Dat Real Estate geen eigenaar is geworden vanwege het eigendomsvoorbehoud dat Bruynzeel heeft gemaakt, leidt niet tot de conclusie dat Real Estate geen bezitter te goeder trouw was. Dat zou pas het geval zijn indien Real Estate niet de bedoeling had de koopprijs te voldoen, maar dat is gesteld, noch gebleken. Real Estate heeft – in tegendeel – gesteld dat zij de koopprijs, middels verrekening van de door Posner Agencies aan Real Estate verschuldigde huurprijs, heeft voldaan.

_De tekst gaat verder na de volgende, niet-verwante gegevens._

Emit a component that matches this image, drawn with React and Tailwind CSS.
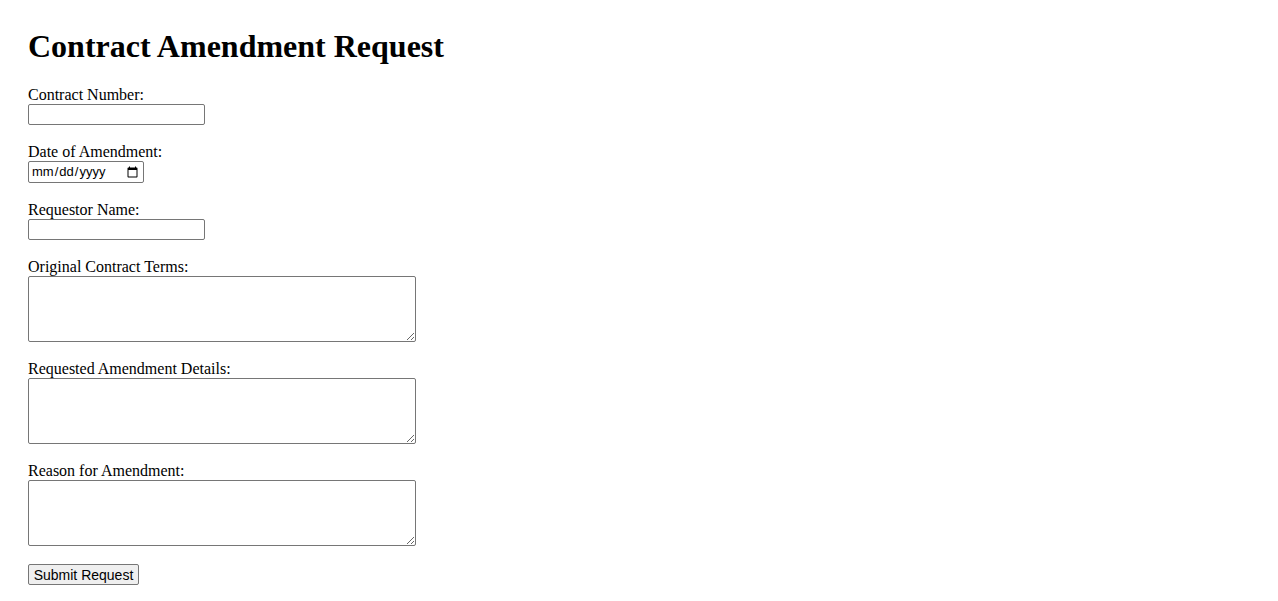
const fieldBox = 'block border border-[#767676] rounded-[2px] bg-white px-[2px] py-[1px] text-[13.33px] font-["Liberation_Sans",Arial,sans-serif]';

const Field = ({ label, children }) => (
    <div className="mb-[18px]">
        <label className="block text-[16px] leading-[18px]">{label}</label>
        {children}
    </div>
);

const App = () => {
    return (
        <div className='min-h-[601px] bg-white text-black px-[28px] pt-[28px] font-["Liberation_Serif","Times_New_Roman",serif]'>
            <h1 className="text-[32px] leading-[37px] font-bold mb-[21px]">Contract Amendment Request</h1>
            <form onSubmit={(e) => e.preventDefault()}>
                <Field label="Contract Number:">
                    <input type="text" className={`${fieldBox} w-[177px] h-[21px]`} />
                </Field>
                <Field label="Date of Amendment:">
                    <input type="date" className={`${fieldBox} w-[116px] h-[22px] font-["Liberation_Mono",monospace] text-[13px]`} />
                </Field>
                <Field label="Requestor Name:">
                    <input type="text" className={`${fieldBox} w-[177px] h-[21px]`} />
                </Field>
                <Field label="Original Contract Terms:">
                    <textarea className={`${fieldBox} w-[388px] h-[66px]`} />
                </Field>
                <Field label="Requested Amendment Details:">
                    <textarea className={`${fieldBox} w-[388px] h-[66px]`} />
                </Field>
                <Field label="Reason for Amendment:">
                    <textarea className={`${fieldBox} w-[388px] h-[66px]`} />
                </Field>
                <button type="submit" className='block w-[111px] h-[21px] border border-[#767676] rounded-[2px] bg-[#efefef] text-[14px] leading-[16px] font-["Liberation_Sans",Arial,sans-serif]'>
                    Submit Request
                </button>
            </form>
        </div>
    );
};

export default App;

Dat Real Estate bedrijfsruimte aan Posner Agencies gratis ter beschikking stelde, is gesteld, noch gebleken, zodat aannemelijk is dat er ook daadwerkelijk wat te verrekenen was.
Nu het beslag van de bank eerder is gelegd dan het beslag van de SVB en artikel 8 van de LvI niet aan dat beslag in de weg staat, is de bank bevoegd haar vordering als eerste op de veilingopbrengst te verhalen en komt aan de SVB het eventueel restant toe.
Aangezien de vordering van de bank de veilingopbrengst overstijgt dient de primaire vordering te worden toegewezen.
De SVB dient als de in het ongelijk gestelde partij in de kosten van deze procedure, voor zover aan de zijde van de bank gevallen, te worden verwezen.
- veroordeelt de SVB aan de bank de veilingopbrengst te betalen, vermeerderd met de geaccumuleerde deposito rente en verminderd met de door de bank goed te keuren veilingkosten;
- veroordeelt de SVB in de kosten van deze procedure, voor zover aan de zijde van de bank gevallen en tot op heden begroot op NAf 2.825,38, waarvan NAf 2.200,- voor salaris gemachtigde;
- verklaart dit vonnis uitvoerbaar bij voorraad.
Dit vonnis is gewezen door mr. F.G.P.M. Spreuwenberg en in het openbaar uitgesproken op 24 november 2008.